Former business executive Carly Fiorina has made Clinton a focus of her candidacy — making an argument that if she was the GOP nominee, she would defuse one of the top Democrat’s major electoral assets — her gender.
Fiorina asked the Republican audience at the debate to “imagine a Clinton presidency” which she said would see the military deteriorate and the Middle Class get crushed, before hinting at ethical questions which have haunted the ex-first lady and her husband.
“A Clinton presidency will corrode the character of this nation. Why? Because of the Clinton way. Carly Fiorina can beat Hillary Clinton. I will beat Hillary Clinton.”
Donald Trump also warned that Republicans couldn’t risk a Clinton presidency, saying she had been the worst secretary of state in history.
And Ohio Gov. John Kasich, who spent the night trying to insert himself into the middle of the action, much as he is struggling to grab a central role in the wider nominating race, used Clinton as a rallying cry for GOP unity.
“We have got to have a CEO mentality and a way to beat Hillary Clinton and her allies in the fall,” Kasich said.
“When the fall comes, and we run against Hillary …. it would be a disaster if she was elected.”
When Bartiromo asked Florida Sen. Marco Rubio to assess Clinton’s experience and “impressive resume,” she was booed, but Rubio started to laugh, possibly unable to believe his luck at getting such a softball. He launched into his familiar and blistering stump speech critique of Clinton, saying “humiliations” heaped on the U.S. around the world were her fault.
“This election is about the future,” the 44-year-old Rubio said, setting up the conceit that his youth would make him the best possible candidate to take on the 68-year-old Clinton — a generational match-up that worries many Democrats.
Rubio’s fellow fortysomething, Texas Sen. Ted Cruz, also managed to get in a shot.
“She has a lot of experience, but her policies have been disastrous,” Cruz said, adding that nothing embodied the “cronyism” of Washington like the Clintons.
‘Hillary Clinton’s coming for your wallet’
The Clinton-bashing started early, in the undercard debate.
Chris Christie, the New Jersey Governor who is desperate for a leg up in the race, mentioned her over and over again.
“She has made it very clear, she believes that she can make decisions for you better than you can make them for yourself,” Christie said.
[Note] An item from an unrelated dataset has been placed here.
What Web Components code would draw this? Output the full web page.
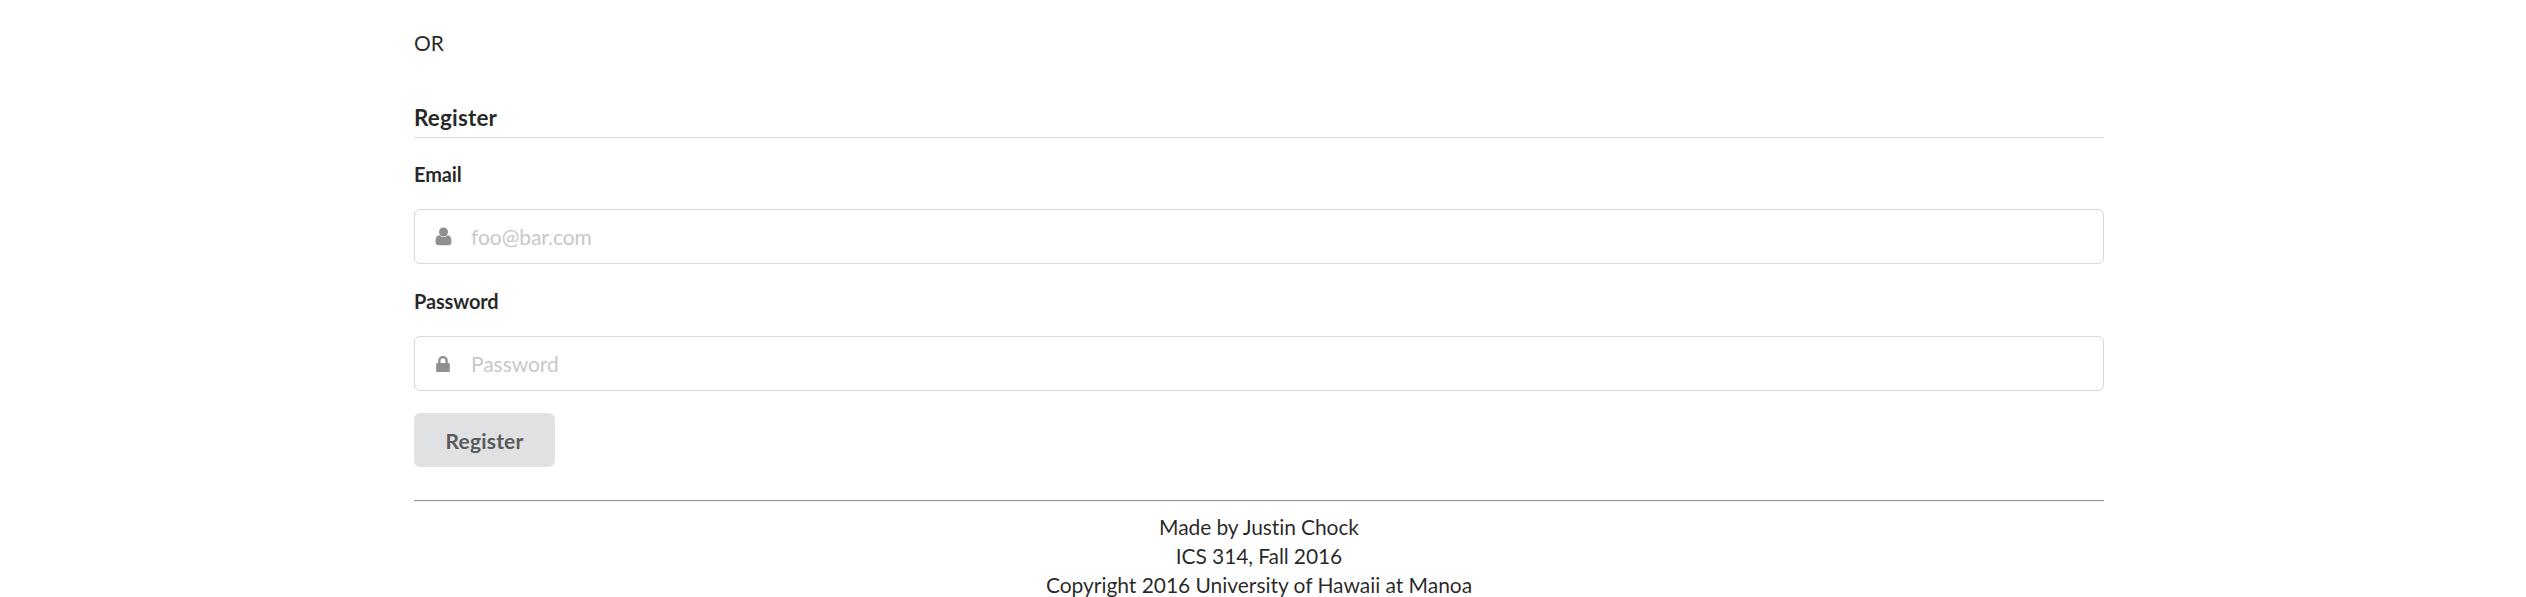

“Believe me, Hillary Clinton’s coming for your wallet, everybody.”
Christie also lashed the “absolutely weak and feckless foreign policy that was engineered by Hillary Clinton and Barack Obama,” and, not surprisingly had an idea for the best GOP candidate to take her on.
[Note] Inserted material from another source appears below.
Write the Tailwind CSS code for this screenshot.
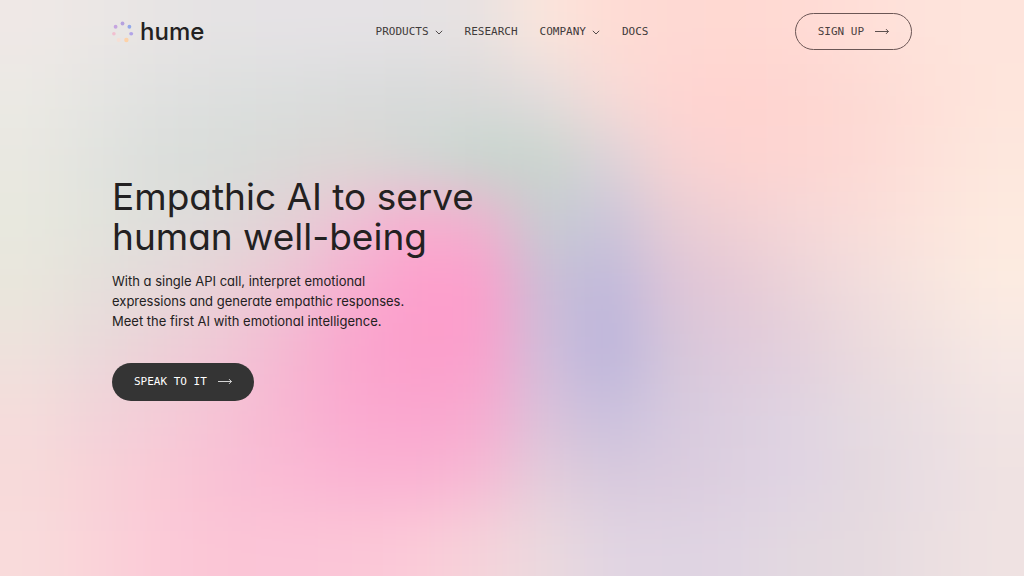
<!DOCTYPE html>
<html lang="en">
<head>
  <meta charset="UTF-8" />
  <meta name="viewport" content="width=device-width, initial-scale=1" />
  <title>Hume AI</title>
  <script src="https://cdn.jsdelivr.net/npm/@tailwindcss/browser@4"></script>
</head>
<body class="relative isolate min-h-screen overflow-x-hidden bg-[#f3e3e0] font-['Inter',sans-serif] [font-feature-settings:'cv11'] text-[#232121]">

  <!-- Background gradient, filled in by the script below -->
  <svg class="absolute inset-0 -z-10 h-full w-full" viewBox="0 0 16 9" preserveAspectRatio="none" aria-hidden="true">
    <defs>
      <filter id="soften" filterUnits="userSpaceOnUse" x="-2" y="-2" width="20" height="13" color-interpolation-filters="sRGB">
        <feGaussianBlur stdDeviation="0.45" />
      </filter>
    </defs>
    <g id="mesh" filter="url(#soften)" shape-rendering="crispEdges"></g>
  </svg>

  <div class="mx-auto w-full px-6 md:px-28">
    <header class="grid grid-cols-[1fr_auto_1fr] items-center pt-[13px]">
      <a href="#" class="flex items-center gap-[6px] justify-self-start" aria-label="hume">
        <svg class="h-[22px] w-[22px]" viewBox="0 0 22 22" aria-hidden="true">
          <ellipse cx="10.5" cy="2.5" rx="1.9" ry="2" fill="#b5a2df" />
          <ellipse cx="17.4" cy="5.7" rx="1.9" ry="2" fill="#92a8ea" />
          <ellipse cx="19.2" cy="12.7" rx="2" ry="1.7" fill="#b2a4e8" />
          <ellipse cx="14.4" cy="19" rx="2.2" ry="2.2" fill="#fdd2a8" />
          <ellipse cx="6.6" cy="19" rx="2" ry="2" fill="#f5dfd6" />
          <ellipse cx="1.9" cy="12.7" rx="1.8" ry="1.8" fill="#f1bfd0" />
          <ellipse cx="3.6" cy="5.7" rx="1.9" ry="2" fill="#c6a5e0" />
        </svg>
        <span class="text-[24px] leading-7 font-medium">hume</span>
      </a>

      <nav class="flex items-center gap-[22px] font-['DejaVu_Sans_Mono',monospace] text-[11px] leading-4 text-[#3f3a3a]">
        <button type="button" class="flex items-center gap-[6px]">
          PRODUCTS
          <svg class="h-2 w-2" viewBox="0 0 8 8" fill="none" stroke="currentColor" stroke-width=".9" aria-hidden="true"><path d="M.8 2.8L4 6L7.2 2.8" /></svg>
        </button>
        <a href="#">RESEARCH</a>
        <button type="button" class="flex items-center gap-[6px]">
          COMPANY
          <svg class="h-2 w-2" viewBox="0 0 8 8" fill="none" stroke="currentColor" stroke-width=".9" aria-hidden="true"><path d="M.8 2.8L4 6L7.2 2.8" /></svg>
        </button>
        <a href="#">DOCS</a>
      </nav>

      <a href="#" class="flex h-[37px] items-center gap-[11px] justify-self-end rounded-full border border-[#6b5655] px-[22px] font-['DejaVu_Sans_Mono',monospace] text-[11px] leading-4 text-[#4b3f3e]">
        SIGN UP
        <svg class="h-2 w-[14px]" viewBox="0 0 14 8" fill="none" stroke="currentColor" stroke-width=".9" aria-hidden="true"><path d="M0 3.5H13.4M11 1.1L13.4 3.5L11 5.9" /></svg>
      </a>
    </header>

    <main class="pt-[127px] pb-10">
      <h1 class="text-[37px] leading-10">Empathic AI to serve<br />human well-being</h1>
      <p class="mt-[14px] text-[13px] leading-5">
        With a single API call, interpret emotional<br />
        expressions and generate empathic responses.<br />
        Meet the first AI with emotional intelligence.
      </p>
      <a href="#" class="mt-8 inline-flex h-[38px] items-center gap-[11px] rounded-full bg-[#343434] px-[22px] font-['DejaVu_Sans_Mono',monospace] text-[11px] leading-4 text-white">
        SPEAK TO IT
        <svg class="h-2 w-[14px]" viewBox="0 0 14 8" fill="none" stroke="currentColor" stroke-width=".8" aria-hidden="true"><path d="M0 3.5H13.4M11 1.1L13.4 3.5L11 5.9" /></svg>
      </a>
    </main>
  </div>

  <script>
    // Colour mesh, one row of swatches per line, left to right
    const rows = [
      "efe8e6 ebe7e5 e7e4e4 e5e3e4 e5e2e5 e5e2e5 e5e2e4 e8e2e1 fbe5dc fedcd5 fed9d3 ffd9d2 ffdad4 ffdfd8 fee3db fee4dc",
      "ebe9e4 e5e5e2 e0e1e0 dddfde dbdedd d9dbdb d8dada dad9d9 e2dcdd f6dbd7 ffd5d2 ffd3d0 fed6d1 fddad4 fee0d8 fee5dc",
      "e9e8e1 e1e3df dbdedb d8dcd9 d9d9d7 dbd6d4 d2d8d4 c6d6ce c9d5cd dbd3d9 f6d3d3 fdd3d1 fdd6d2 fddad5 fde1da fde7dd",
      "e8e8de e2e3dc dededb e0d9d9 e4d0d5 efbfd4 f8adcf f1b1cf c6ccd1 cac4da e6ccd5 f0d0d4 f5d7d8 f9ddd9 fce4dc fdeadf",
      "e9e6dc e5dfdb e6d8d9 ead0d6 efc3d4 f7add0 fd9fcc fd9ecb cbbed6 beb8db dcc4d8 e5c9d6 ebd4d9 f1dddd f7e5df fcebe1",
      "eee1dc ead9da edcfd7 f1c6d6 f5b7d2 faa6cd fb9ecb fba0cc d0bfda bbb4dc d5c6da dfcadb e3d0dc ebdadd f0e1e0 f6e8e4",
      "f5dcdb f1d3d9 f4ccd7 f6c2d5 f8b6d2 faaad0 faa6ce f7abd0 dac2da c9c0dd d6c9de dccfdf e0d4e2 e5dae0 ebdfe2 f1e4e3",
      "f7dada f8d1d8 f9c9d6 f9c0d5 fabad4 fab4d3 fab3d3 f6bbd4 e3cddb d8cadd dacbde ddd0e0 e0d4e3 e4d9df e9dde3 efe2e2",
      "f9dbdb fad3d9 fbcad7 fbc5d6 fbc5d7 fbc6d7 fbcbd8 f5d3da ebd9de e1d5e2 dfd3e2 e0d5e2 e3d9e0 e5dae0 ebdfe1 efe2e2",
    ].map((row) => row.split(" "));

    const mesh = document.getElementById("mesh");
    const clamp = (n, max) => Math.min(Math.max(n, 0), max);

    // Repeat the outer swatches past the edges so the blur stays even there
    for (let y = -2; y < 11; y++) {
      for (let x = -2; x < 18; x++) {
        const cell = document.createElementNS("http://www.w3.org/2000/svg", "rect");
        cell.setAttribute("x", x);
        cell.setAttribute("y", y);
        cell.setAttribute("width", 1);
        cell.setAttribute("height", 1);
        cell.setAttribute("fill", "#" + rows[clamp(y, 8)][clamp(x, 15)]);
        mesh.appendChild(cell);
      }
    }
  </script>
</body>
</html>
“The fact is we need someone who knows how to beat Democrats, who knows how to beat Democrats in a Democratic area. I’ve done it twice as governor of New Jersey, and Hillary Clinton doesn’t want one minute on that stage with me next September when I’m debating her, and prosecuting her for her vision for America.”
It was all too much for one candidate — Louisiana Gov. Bobby Jindal.
“Look, we all agree Hillary Clinton is bad,” he said.
Of the 11 candidates on the stage all night, only former Arkansas Gov. Mike Huckabee didn’t mention Clinton.
‘High-fives’
If Clinton’s ears were burning throughout the evening, she wasn’t letting on.
But her campaign team — which has billed itself all along as an anti-GOP effort, partly to avoid offering her rival Bernie Sanders a role on the stage beside her, had a busy night.
At one point, Clinton’s team tweeted a gif of the Democratic front runner with her chin on her hand and an exasperated look on her face, taken during the Benghazi hearing.
The intent was apparent to argue that the kind of rhetoric on display at the debate was just more of the same of what Democrats see as the same old tired attacks on the former secretary of state.
And when Bush warned Republicans not to squabble over hard-line positions on immigration because they would bolster Clinton and trigger “high fives” in her camp, her spokesman Brian Fallon was quick to offer a Tweet suggesting Clinton’s delight in being center stage at a GOP debate and the level of confidence in her campaign.
“We actually are doing high-fives right now,” Fallon wrote.